[Instructions to follow]
Collect every line that includes the string "this".

__________________________________________________

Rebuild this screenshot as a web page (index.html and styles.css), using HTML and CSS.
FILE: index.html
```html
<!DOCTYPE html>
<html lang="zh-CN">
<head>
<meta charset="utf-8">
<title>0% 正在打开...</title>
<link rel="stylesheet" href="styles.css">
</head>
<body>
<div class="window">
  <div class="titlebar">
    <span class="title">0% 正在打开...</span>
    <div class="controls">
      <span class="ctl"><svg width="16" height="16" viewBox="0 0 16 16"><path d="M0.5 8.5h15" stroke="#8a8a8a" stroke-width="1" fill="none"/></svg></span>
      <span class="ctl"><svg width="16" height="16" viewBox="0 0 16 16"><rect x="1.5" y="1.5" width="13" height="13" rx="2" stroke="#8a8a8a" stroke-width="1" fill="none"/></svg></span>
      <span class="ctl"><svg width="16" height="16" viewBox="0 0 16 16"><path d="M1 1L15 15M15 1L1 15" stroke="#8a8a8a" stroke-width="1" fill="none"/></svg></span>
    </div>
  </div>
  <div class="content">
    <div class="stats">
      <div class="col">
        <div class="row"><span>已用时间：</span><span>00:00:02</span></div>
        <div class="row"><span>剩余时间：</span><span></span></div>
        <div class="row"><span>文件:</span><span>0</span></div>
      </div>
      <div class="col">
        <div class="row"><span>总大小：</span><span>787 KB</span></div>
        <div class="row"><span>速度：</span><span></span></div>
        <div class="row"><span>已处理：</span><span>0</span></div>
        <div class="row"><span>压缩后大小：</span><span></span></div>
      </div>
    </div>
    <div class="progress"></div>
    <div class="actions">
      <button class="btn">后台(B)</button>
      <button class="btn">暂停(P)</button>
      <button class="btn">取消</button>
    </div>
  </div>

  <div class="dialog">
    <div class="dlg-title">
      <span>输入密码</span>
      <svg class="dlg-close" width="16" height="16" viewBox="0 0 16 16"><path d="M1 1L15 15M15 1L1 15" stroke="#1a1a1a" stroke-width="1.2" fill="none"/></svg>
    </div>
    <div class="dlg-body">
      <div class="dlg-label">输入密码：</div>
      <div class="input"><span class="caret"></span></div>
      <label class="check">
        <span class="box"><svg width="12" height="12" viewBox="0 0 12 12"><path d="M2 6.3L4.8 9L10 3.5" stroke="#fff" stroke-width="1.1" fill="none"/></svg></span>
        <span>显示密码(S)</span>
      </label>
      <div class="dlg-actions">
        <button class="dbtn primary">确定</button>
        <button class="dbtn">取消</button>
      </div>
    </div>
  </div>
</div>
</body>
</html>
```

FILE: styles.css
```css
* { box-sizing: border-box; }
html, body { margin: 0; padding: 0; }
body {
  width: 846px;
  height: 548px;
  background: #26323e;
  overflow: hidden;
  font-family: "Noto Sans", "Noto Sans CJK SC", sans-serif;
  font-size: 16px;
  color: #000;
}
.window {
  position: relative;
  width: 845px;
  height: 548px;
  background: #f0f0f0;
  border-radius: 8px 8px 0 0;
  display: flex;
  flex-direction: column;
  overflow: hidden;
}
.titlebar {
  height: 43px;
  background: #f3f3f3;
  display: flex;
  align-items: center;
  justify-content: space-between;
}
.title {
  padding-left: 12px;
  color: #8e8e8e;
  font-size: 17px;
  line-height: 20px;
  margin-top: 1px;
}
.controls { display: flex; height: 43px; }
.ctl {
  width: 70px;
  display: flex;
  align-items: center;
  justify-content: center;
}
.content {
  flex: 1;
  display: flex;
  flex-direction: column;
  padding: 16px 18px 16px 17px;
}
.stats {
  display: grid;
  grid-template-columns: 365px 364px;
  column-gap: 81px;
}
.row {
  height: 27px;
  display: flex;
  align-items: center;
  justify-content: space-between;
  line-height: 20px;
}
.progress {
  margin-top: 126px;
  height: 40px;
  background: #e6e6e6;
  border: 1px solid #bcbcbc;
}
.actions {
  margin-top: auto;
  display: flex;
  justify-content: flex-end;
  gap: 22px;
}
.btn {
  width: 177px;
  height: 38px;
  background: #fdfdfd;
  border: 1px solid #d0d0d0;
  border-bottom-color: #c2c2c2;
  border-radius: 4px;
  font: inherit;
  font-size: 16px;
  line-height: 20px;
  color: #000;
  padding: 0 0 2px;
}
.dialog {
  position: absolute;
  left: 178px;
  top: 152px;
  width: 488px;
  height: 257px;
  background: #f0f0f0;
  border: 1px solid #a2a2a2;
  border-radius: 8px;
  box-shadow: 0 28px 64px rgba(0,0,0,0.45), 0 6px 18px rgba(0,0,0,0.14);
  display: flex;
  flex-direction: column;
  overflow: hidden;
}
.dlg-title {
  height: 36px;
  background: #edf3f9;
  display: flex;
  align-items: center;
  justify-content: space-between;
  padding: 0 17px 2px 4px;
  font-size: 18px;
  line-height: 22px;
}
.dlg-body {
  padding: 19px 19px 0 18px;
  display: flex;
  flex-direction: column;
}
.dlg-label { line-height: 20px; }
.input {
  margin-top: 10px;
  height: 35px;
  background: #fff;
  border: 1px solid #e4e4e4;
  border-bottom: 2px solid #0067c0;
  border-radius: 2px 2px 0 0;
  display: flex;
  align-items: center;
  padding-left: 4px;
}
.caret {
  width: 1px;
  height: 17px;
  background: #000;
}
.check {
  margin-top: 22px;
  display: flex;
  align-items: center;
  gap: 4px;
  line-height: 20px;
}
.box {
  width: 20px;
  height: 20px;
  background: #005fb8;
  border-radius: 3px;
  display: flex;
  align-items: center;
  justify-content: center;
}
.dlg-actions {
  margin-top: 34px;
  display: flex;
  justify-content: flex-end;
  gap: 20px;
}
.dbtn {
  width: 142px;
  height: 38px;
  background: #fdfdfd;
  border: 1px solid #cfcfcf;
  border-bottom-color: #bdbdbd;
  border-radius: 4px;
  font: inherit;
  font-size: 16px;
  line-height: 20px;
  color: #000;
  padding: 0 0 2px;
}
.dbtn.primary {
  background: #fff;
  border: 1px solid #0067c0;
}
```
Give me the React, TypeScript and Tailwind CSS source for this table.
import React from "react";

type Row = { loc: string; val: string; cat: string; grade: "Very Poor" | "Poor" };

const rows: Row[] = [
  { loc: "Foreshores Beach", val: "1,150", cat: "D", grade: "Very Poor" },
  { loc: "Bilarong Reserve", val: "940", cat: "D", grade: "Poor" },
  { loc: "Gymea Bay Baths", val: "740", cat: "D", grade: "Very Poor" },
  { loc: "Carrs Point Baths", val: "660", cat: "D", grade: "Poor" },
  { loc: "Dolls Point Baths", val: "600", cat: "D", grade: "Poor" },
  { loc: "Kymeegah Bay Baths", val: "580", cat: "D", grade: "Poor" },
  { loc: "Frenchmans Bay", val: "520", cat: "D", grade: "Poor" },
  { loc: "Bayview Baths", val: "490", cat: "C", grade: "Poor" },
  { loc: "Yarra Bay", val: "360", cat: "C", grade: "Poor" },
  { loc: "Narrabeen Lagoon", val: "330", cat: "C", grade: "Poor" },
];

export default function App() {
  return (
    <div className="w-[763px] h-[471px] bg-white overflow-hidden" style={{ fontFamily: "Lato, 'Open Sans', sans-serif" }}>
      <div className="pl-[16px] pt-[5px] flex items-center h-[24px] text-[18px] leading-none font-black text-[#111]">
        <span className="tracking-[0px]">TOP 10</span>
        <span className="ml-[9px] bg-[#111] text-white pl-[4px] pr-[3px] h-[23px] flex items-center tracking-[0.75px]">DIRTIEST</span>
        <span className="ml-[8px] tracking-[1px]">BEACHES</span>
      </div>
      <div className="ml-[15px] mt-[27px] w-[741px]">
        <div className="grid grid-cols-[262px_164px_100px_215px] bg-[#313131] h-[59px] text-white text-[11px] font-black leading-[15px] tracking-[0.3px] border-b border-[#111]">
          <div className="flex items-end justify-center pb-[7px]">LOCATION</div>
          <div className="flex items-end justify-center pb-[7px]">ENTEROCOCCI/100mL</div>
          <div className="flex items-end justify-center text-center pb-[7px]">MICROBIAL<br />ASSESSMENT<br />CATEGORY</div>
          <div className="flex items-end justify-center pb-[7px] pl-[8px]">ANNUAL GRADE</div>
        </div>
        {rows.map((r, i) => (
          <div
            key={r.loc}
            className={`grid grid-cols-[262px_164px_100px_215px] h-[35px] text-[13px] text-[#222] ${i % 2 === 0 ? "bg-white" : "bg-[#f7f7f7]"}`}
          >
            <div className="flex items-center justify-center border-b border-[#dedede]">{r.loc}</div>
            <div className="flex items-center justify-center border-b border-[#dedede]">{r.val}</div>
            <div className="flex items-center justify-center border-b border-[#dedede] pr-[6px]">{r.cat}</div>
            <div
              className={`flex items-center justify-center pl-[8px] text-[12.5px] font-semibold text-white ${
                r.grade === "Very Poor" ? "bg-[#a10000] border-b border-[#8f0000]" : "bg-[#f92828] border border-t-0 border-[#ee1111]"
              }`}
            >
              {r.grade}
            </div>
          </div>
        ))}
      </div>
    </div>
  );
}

__________________________________________________

[Problem solution]
Rebuild this screenshot as a web page (index.html and styles.css), using HTML and CSS.
Give me the React, TypeScript and Tailwind CSS source for this table.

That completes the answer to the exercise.